The only surprise anyone expressed about this state of affairs—a government by the people, of the people, for the people treating its citizens as enemies—was over my being so surprised.
“Come on,” chuckled M, a journalist with a major Indian daily, “You can’t tell me you really think that the plight of the poor in India is news! Listen,” he added, “You are going to give up in the end without accomplishing anything, so save your breath and your good standing and let it go. These people will manage, they always do.”
I was reminded of another conversation with a topnotch journalist, D, at a Barista outlet in South Delhi, about a year ago. He had just been to Israel, and had hated it.
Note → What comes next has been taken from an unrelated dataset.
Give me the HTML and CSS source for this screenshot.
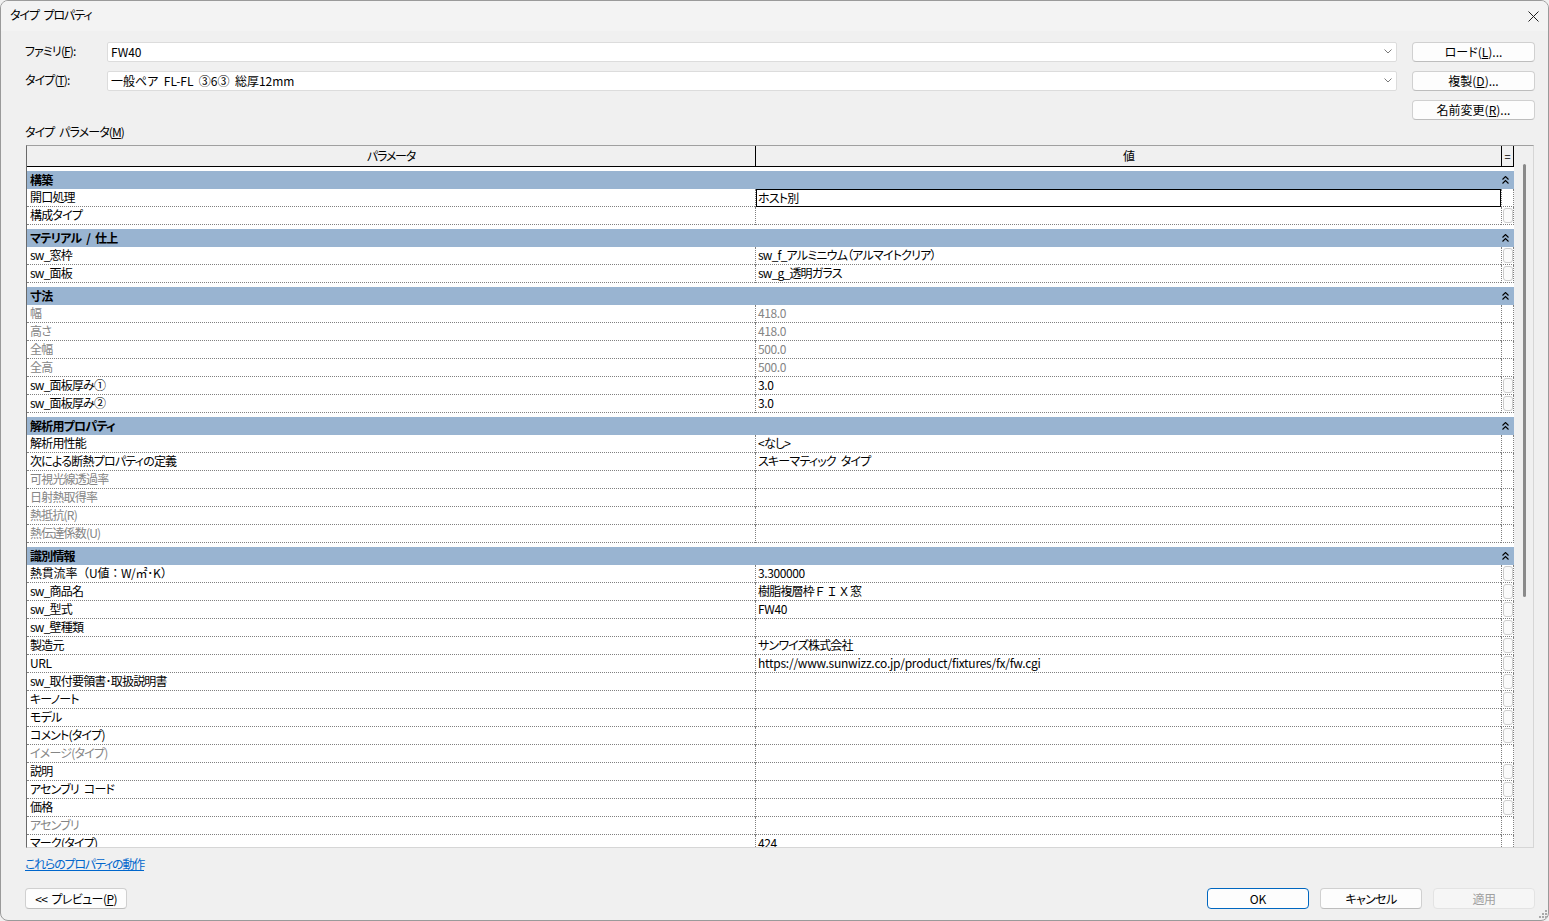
FILE: index.html
```html
<!DOCTYPE html>
<html lang="ja">
<head>
<meta charset="utf-8">
<title>タイプ プロパティ</title>
<link rel="stylesheet" href="styles.css">
</head>
<body>
<div class="window">
  <div class="titlebar">
    <span class="title">タイプ プロパティ</span>
    <svg class="close" width="11" height="11" viewBox="0 0 11 11"><path d="M0.5 0.5 L10.5 10.5 M10.5 0.5 L0.5 10.5" stroke="#1f1f1f" stroke-width="1" fill="none"/></svg>
  </div>
  <div class="client">
    <div class="top">
      <div class="lbl">ファミリ(<u>F</u>):</div>
      <div class="combo"><span>FW40</span><svg width="8" height="5" viewBox="0 0 8 5"><path d="M0.5 0.5 L4 4 L7.5 0.5" stroke="#7a7a7a" fill="none"/></svg></div>
      <button class="btn">ロード(<u>L</u>)...</button>
      <div class="lbl">タイプ(<u>T</u>):</div>
      <div class="combo"><span>一般ペア&nbsp;&nbsp;FL-FL&nbsp;&nbsp;③6③&nbsp;&nbsp;総厚12mm</span><svg width="8" height="5" viewBox="0 0 8 5"><path d="M0.5 0.5 L4 4 L7.5 0.5" stroke="#7a7a7a" fill="none"/></svg></div>
      <button class="btn">複製(<u>D</u>)...</button>
      <div></div>
      <div></div>
      <button class="btn">名前変更(<u>R</u>)...</button>
    </div>
    <div class="seclabel">タイプ パラメータ(<u>M</u>)</div>
    <div class="table">
      <div class="grid">
        <div class="head">
          <div class="hc hp">パラメータ</div>
          <div class="hc hv">値</div>
          <div class="hc hs">=</div>
        </div>
        <div class="body">
          <div class="grp">
            <div class="gh"><span>構築</span><svg class="col" width="7" height="8" viewBox="0 0 7 8"><path d="M0.5 3.5 L3.5 0.5 L6.5 3.5 M0.5 7.5 L3.5 4.5 L6.5 7.5" stroke="#000" stroke-width="1.1" fill="none"/></svg></div>
            <div class="row"><div class="p">開口処理</div><div class="v sel"><div class="edit">ホスト別</div></div><div class="s"></div></div>
            <div class="row"><div class="p">構成タイプ</div><div class="v"></div><div class="s"><span class="gp"></span></div></div>
          </div>
          <div class="grp">
            <div class="gh"><span>マテリアル / 仕上</span><svg class="col" width="7" height="8" viewBox="0 0 7 8"><path d="M0.5 3.5 L3.5 0.5 L6.5 3.5 M0.5 7.5 L3.5 4.5 L6.5 7.5" stroke="#000" stroke-width="1.1" fill="none"/></svg></div>
            <div class="row"><div class="p">sw_窓枠</div><div class="v">sw_f_アルミニウム（アルマイトクリア）</div><div class="s"><span class="gp"></span></div></div>
            <div class="row"><div class="p">sw_面板</div><div class="v">sw_g_透明ガラス</div><div class="s"><span class="gp"></span></div></div>
          </div>
          <div class="grp">
            <div class="gh"><span>寸法</span><svg class="col" width="7" height="8" viewBox="0 0 7 8"><path d="M0.5 3.5 L3.5 0.5 L6.5 3.5 M0.5 7.5 L3.5 4.5 L6.5 7.5" stroke="#000" stroke-width="1.1" fill="none"/></svg></div>
            <div class="row dim"><div class="p">幅</div><div class="v lat">418.0</div><div class="s"></div></div>
            <div class="row dim"><div class="p">高さ</div><div class="v lat">418.0</div><div class="s"></div></div>
            <div class="row dim"><div class="p">全幅</div><div class="v lat">500.0</div><div class="s"></div></div>
            <div class="row dim"><div class="p">全高</div><div class="v lat">500.0</div><div class="s"></div></div>
            <div class="row"><div class="p">sw_面板厚み①</div><div class="v lat">3.0</div><div class="s"><span class="gp"></span></div></div>
            <div class="row"><div class="p">sw_面板厚み②</div><div class="v lat">3.0</div><div class="s"><span class="gp"></span></div></div>
          </div>
          <div class="grp">
            <div class="gh"><span>解析用プロパティ</span><svg class="col" width="7" height="8" viewBox="0 0 7 8"><path d="M0.5 3.5 L3.5 0.5 L6.5 3.5 M0.5 7.5 L3.5 4.5 L6.5 7.5" stroke="#000" stroke-width="1.1" fill="none"/></svg></div>
            <div class="row"><div class="p">解析用性能</div><div class="v">&lt;なし&gt;</div><div class="s"></div></div>
            <div class="row"><div class="p">次による断熱プロパティの定義</div><div class="v">スキーマティック タイプ</div><div class="s"></div></div>
            <div class="row dim"><div class="p">可視光線透過率</div><div class="v"></div><div class="s"></div></div>
            <div class="row dim"><div class="p">日射熱取得率</div><div class="v"></div><div class="s"></div></div>
            <div class="row dim"><div class="p">熱抵抗(R)</div><div class="v"></div><div class="s"></div></div>
            <div class="row dim"><div class="p">熱伝達係数(U)</div><div class="v"></div><div class="s"></div></div>
          </div>
          <div class="grp">
            <div class="gh"><span>識別情報</span><svg class="col" width="7" height="8" viewBox="0 0 7 8"><path d="M0.5 3.5 L3.5 0.5 L6.5 3.5 M0.5 7.5 L3.5 4.5 L6.5 7.5" stroke="#000" stroke-width="1.1" fill="none"/></svg></div>
            <div class="row"><div class="p np">熱貫流率（U値：W/㎡･K）</div><div class="v lat">3.300000</div><div class="s"><span class="gp"></span></div></div>
            <div class="row"><div class="p">sw_商品名</div><div class="v">樹脂複層枠<span class="fw">ＦＩＸ</span>窓</div><div class="s"><span class="gp"></span></div></div>
            <div class="row"><div class="p">sw_型式</div><div class="v lat">FW40</div><div class="s"><span class="gp"></span></div></div>
            <div class="row"><div class="p">sw_壁種類</div><div class="v"></div><div class="s"><span class="gp"></span></div></div>
            <div class="row"><div class="p">製造元</div><div class="v">サンワイズ株式会社</div><div class="s"><span class="gp"></span></div></div>
            <div class="row"><div class="p lat">URL</div><div class="v url">https://www.sunwizz.co.jp/product/fixtures/fx/fw.cgi</div><div class="s"><span class="gp"></span></div></div>
            <div class="row"><div class="p">sw_取付要領書･取扱説明書</div><div class="v"></div><div class="s"><span class="gp"></span></div></div>
            <div class="row"><div class="p">キーノート</div><div class="v"></div><div class="s"><span class="gp"></span></div></div>
            <div class="row"><div class="p">モデル</div><div class="v"></div><div class="s"><span class="gp"></span></div></div>
            <div class="row"><div class="p">コメント(タイプ)</div><div class="v"></div><div class="s"><span class="gp"></span></div></div>
            <div class="row dim"><div class="p">イメージ(タイプ)</div><div class="v"></div><div class="s"></div></div>
            <div class="row"><div class="p">説明</div><div class="v"></div><div class="s"><span class="gp"></span></div></div>
            <div class="row"><div class="p">アセンブリ コード</div><div class="v"></div><div class="s"><span class="gp"></span></div></div>
            <div class="row"><div class="p">価格</div><div class="v"></div><div class="s"><span class="gp"></span></div></div>
            <div class="row dim"><div class="p">アセンブリ</div><div class="v"></div><div class="s"></div></div>
            <div class="row"><div class="p">マーク(タイプ)</div><div class="v lat">424</div><div class="s"></div></div>
          </div>
        </div>
      </div>
      <div class="sb"><div class="thumb"></div></div>
    </div>
    <a class="link" href="#">これらのプロパティの動作</a>
    <div class="bottom">
      <button class="btn wide">&lt;&lt; プレビュー(<u>P</u>)</button>
      <button class="btn wide ok">OK</button>
      <button class="btn wide">キャンセル</button>
      <button class="btn wide disabled">適用</button>
    </div>
  </div>
  <svg class="grip" width="9" height="9" viewBox="0 0 9 9"><g fill="#a8a8a8"><rect x="7" y="1" width="2" height="2"/><rect x="4" y="4" width="2" height="2"/><rect x="7" y="4" width="2" height="2"/><rect x="1" y="7" width="2" height="2"/><rect x="4" y="7" width="2" height="2"/><rect x="7" y="7" width="2" height="2"/></g></svg>
</div>
</body>
</html>
```

FILE: styles.css
```css
* { box-sizing: border-box; }
html, body { margin: 0; padding: 0; }
body {
  width: 1549px;
  height: 921px;
  overflow: hidden;
  background: #f0f0f0;
  font-family: "Noto Sans CJK JP", "Noto Sans", sans-serif;
  font-size: 12px;
  color: #000;
  font-feature-settings: "palt";
}
.window {
  position: relative;
  width: 1549px;
  height: 921px;
  border: 1px solid #9a9a9a;
  border-radius: 8px;
  background: #f0f0f0;
  overflow: hidden;
  display: flex;
  flex-direction: column;
}
.titlebar {
  height: 30px;
  flex: none;
  display: flex;
  align-items: center;
  justify-content: space-between;
  padding: 0 9px 0 9px;
  background: #f3f3f3;
}
.title {
  line-height: 14px;
  padding-bottom: 2px;
  letter-spacing: -1.1px;
  word-spacing: 3px;
}
.client {
  flex: 1;
  display: flex;
  flex-direction: column;
  padding: 11px 13px 0 24px;
}
.top {
  display: grid;
  grid-template-columns: 67px 1fr 123px;
  grid-auto-rows: 20px;
  column-gap: 15px;
  row-gap: 9px;
}
.lbl {
  line-height: 18px;
  white-space: nowrap;
  letter-spacing: -0.9px;
}
.combo {
  background: #fff;
  border: 1px solid #dcdcdc;
  border-radius: 2px;
  display: flex;
  align-items: center;
  justify-content: space-between;
  padding: 0 4px 1px 3px;
  line-height: 16px;
  white-space: nowrap;
}
.btn {
  font-family: inherit;
  font-size: 12px;
  font-feature-settings: "palt";
  color: #000;
  background: #fdfdfd;
  border: 1px solid #d0d0d0;
  border-bottom-color: #bdbdbd;
  border-radius: 4px;
  height: 20px;
  padding: 0 0 1px 0;
  line-height: 17px;
}
.seclabel {
  margin-top: 5px;
  margin-bottom: 6px;
  line-height: 14px;
  letter-spacing: -0.9px;
  word-spacing: 3px;
}
.table {
  flex: none;
  height: 703px;
  margin: 0 1px;
  display: flex;
  border-style: solid;
  border-width: 1px;
  border-color: #a0a0a0 #d6d6d6 #d6d6d6 #696969;
  background: #f0f0f0;
  overflow: hidden;
}
.grid {
  width: 1487px;
  flex: none;
  display: flex;
  flex-direction: column;
  overflow: hidden;
  background: #fff;
}
.head {
  display: flex;
  height: 21px;
  flex: none;
  background: #f0f0f0;
  border-bottom: 1px solid #000;
}
.hc {
  line-height: 20px;
  text-align: center;
  border-right: 1px solid #000;
  letter-spacing: -1.2px;
}
.hp { width: 729px; }
.hv { width: 746px; }
.hs { width: 12px; font-size: 11px; letter-spacing: 0; }
.body { background: #fff; }
.grp { padding-top: 4px; }
.gh {
  height: 18px;
  background: #99b4d1;
  font-weight: bold;
  line-height: 17px;
  padding: 0 5px 1px 3px;
  display: flex;
  align-items: center;
  justify-content: space-between;
  letter-spacing: -0.8px;
  word-spacing: 3px;
}
.gh .col { margin-top: 1px; }
.row { display: flex; height: 18px; }
.p, .v, .s {
  border-bottom: 1px dotted #808080;
  line-height: 16px;
  white-space: nowrap;
  overflow: hidden;
  letter-spacing: -0.8px;
  word-spacing: 3px;
}
.p { width: 728px; padding-left: 3px; }
.v { width: 746px; padding-left: 2px; border-left: 1px dotted #808080; }
.s {
  width: 13px;
  border-left: 1px dotted #808080;
  border-right: 1px dotted #808080;
  padding: 1px 0 0 1px;
}
.lat { letter-spacing: -0.4px; }
.url { letter-spacing: -0.25px; }
.np { font-feature-settings: normal; letter-spacing: -0.2px; }
.dim .p, .dim .v { color: #858585; }
.v.sel { border-bottom: none; padding: 0; }
.edit {
  height: 18px;
  border: 1px solid #000;
  padding-left: 1px;
  line-height: 15px;
}
.gp {
  display: block;
  width: 10px;
  height: 15px;
  border: 1px solid #cdcdcd;
  border-radius: 3px;
  background: #fafafa;
}
.fw { font-feature-settings: normal; letter-spacing: 0; }
.sb {
  width: 19px;
  flex: none;
  padding: 18px 0 0 9px;
  background: #f0f0f0;
}
.thumb {
  width: 3px;
  height: 433px;
  background: #8a8a8a;
  border-radius: 2px;
}
.link {
  align-self: flex-start;
  margin-top: 9px;
  line-height: 14px;
  color: #0066cc;
  text-decoration: underline;
  letter-spacing: -1.2px;
}
.bottom {
  display: flex;
  margin-top: 17px;
  gap: 11px;
}
.btn.wide { width: 102px; height: 21px; letter-spacing: -0.6px; word-spacing: 2px; }
.btn.ok { margin-left: auto; border-color: #0067c0; letter-spacing: 0; }
.btn.disabled { background: #f6f6f6; border-color: #e3e3e3; color: #a0a0a0; }
.grip { position: absolute; right: 1px; bottom: 2px; }
```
Curiously, he didn’t even know what language was spoken there (Hebrew). “I couldn’t stop thinking about the way you guys treat Palestinians,” he said, “The way Israelis just sit in their chic’ cafés and sip their Mocha Latte while their government demolishes thousands of homes on bogus charges of ‘terrorism’, taking their land to build roads. It makes me sick.”
It used to make me sick as well, with grief and with rage. So, after I burnt myself out as a radical activist, I left, finding my way to India where I could be as spiritual as I wanted and not care too much about social injustice. I’ve left D the journalist a few messages requesting help in this Chitapur situation, but he hasn’t got back to me.